— BEGIN INFORMATION SUPPLIED —

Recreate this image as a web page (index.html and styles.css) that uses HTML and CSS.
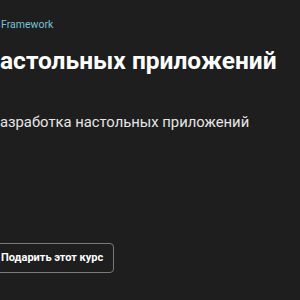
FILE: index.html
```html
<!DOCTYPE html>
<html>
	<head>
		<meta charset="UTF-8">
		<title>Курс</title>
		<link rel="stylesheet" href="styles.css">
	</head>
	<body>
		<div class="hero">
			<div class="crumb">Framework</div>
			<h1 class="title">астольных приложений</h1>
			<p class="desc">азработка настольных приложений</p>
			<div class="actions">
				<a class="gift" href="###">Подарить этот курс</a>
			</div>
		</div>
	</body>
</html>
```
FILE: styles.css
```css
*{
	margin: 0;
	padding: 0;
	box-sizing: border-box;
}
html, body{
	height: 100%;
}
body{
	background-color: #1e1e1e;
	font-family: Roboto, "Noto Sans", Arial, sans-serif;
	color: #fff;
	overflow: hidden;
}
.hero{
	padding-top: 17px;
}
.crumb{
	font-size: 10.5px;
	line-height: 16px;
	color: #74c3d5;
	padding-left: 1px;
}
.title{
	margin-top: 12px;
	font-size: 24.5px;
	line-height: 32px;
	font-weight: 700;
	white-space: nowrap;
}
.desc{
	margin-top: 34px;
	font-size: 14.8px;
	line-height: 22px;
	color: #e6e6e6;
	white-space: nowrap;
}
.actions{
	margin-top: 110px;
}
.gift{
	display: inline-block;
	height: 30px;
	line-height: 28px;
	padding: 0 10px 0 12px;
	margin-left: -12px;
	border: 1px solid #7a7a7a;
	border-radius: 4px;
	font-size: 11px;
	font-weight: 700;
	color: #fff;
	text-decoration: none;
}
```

— END INFORMATION SUPPLIED —

▶ _EXERCISE TASK_
Could you repeat all of the material exactly? Pictures should not be copied.

▶ _THE RESPONSE_
Recreate this image as a web page (index.html and styles.css) that uses HTML and CSS.
FILE: index.html
```html
<!DOCTYPE html>
<html>
	<head>
		<meta charset="UTF-8">
		<title>Курс</title>
		<link rel="stylesheet" href="styles.css">
	</head>
	<body>
		<div class="hero">
			<div class="crumb">Framework</div>
			<h1 class="title">астольных приложений</h1>
			<p class="desc">азработка настольных приложений</p>
			<div class="actions">
				<a class="gift" href="###">Подарить этот курс</a>
			</div>
		</div>
	</body>
</html>
```
FILE: styles.css
```css
*{
	margin: 0;
	padding: 0;
	box-sizing: border-box;
}
html, body{
	height: 100%;
}
body{
	background-color: #1e1e1e;
	font-family: Roboto, "Noto Sans", Arial, sans-serif;
	color: #fff;
	overflow: hidden;
}
.hero{
	padding-top: 17px;
}
.crumb{
	font-size: 10.5px;
	line-height: 16px;
	color: #74c3d5;
	padding-left: 1px;
}
.title{
	margin-top: 12px;
	font-size: 24.5px;
	line-height: 32px;
	font-weight: 700;
	white-space: nowrap;
}
.desc{
	margin-top: 34px;
	font-size: 14.8px;
	line-height: 22px;
	color: #e6e6e6;
	white-space: nowrap;
}
.actions{
	margin-top: 110px;
}
.gift{
	display: inline-block;
	height: 30px;
	line-height: 28px;
	padding: 0 10px 0 12px;
	margin-left: -12px;
	border: 1px solid #7a7a7a;
	border-radius: 4px;
	font-size: 11px;
	font-weight: 700;
	color: #fff;
	text-decoration: none;
}
```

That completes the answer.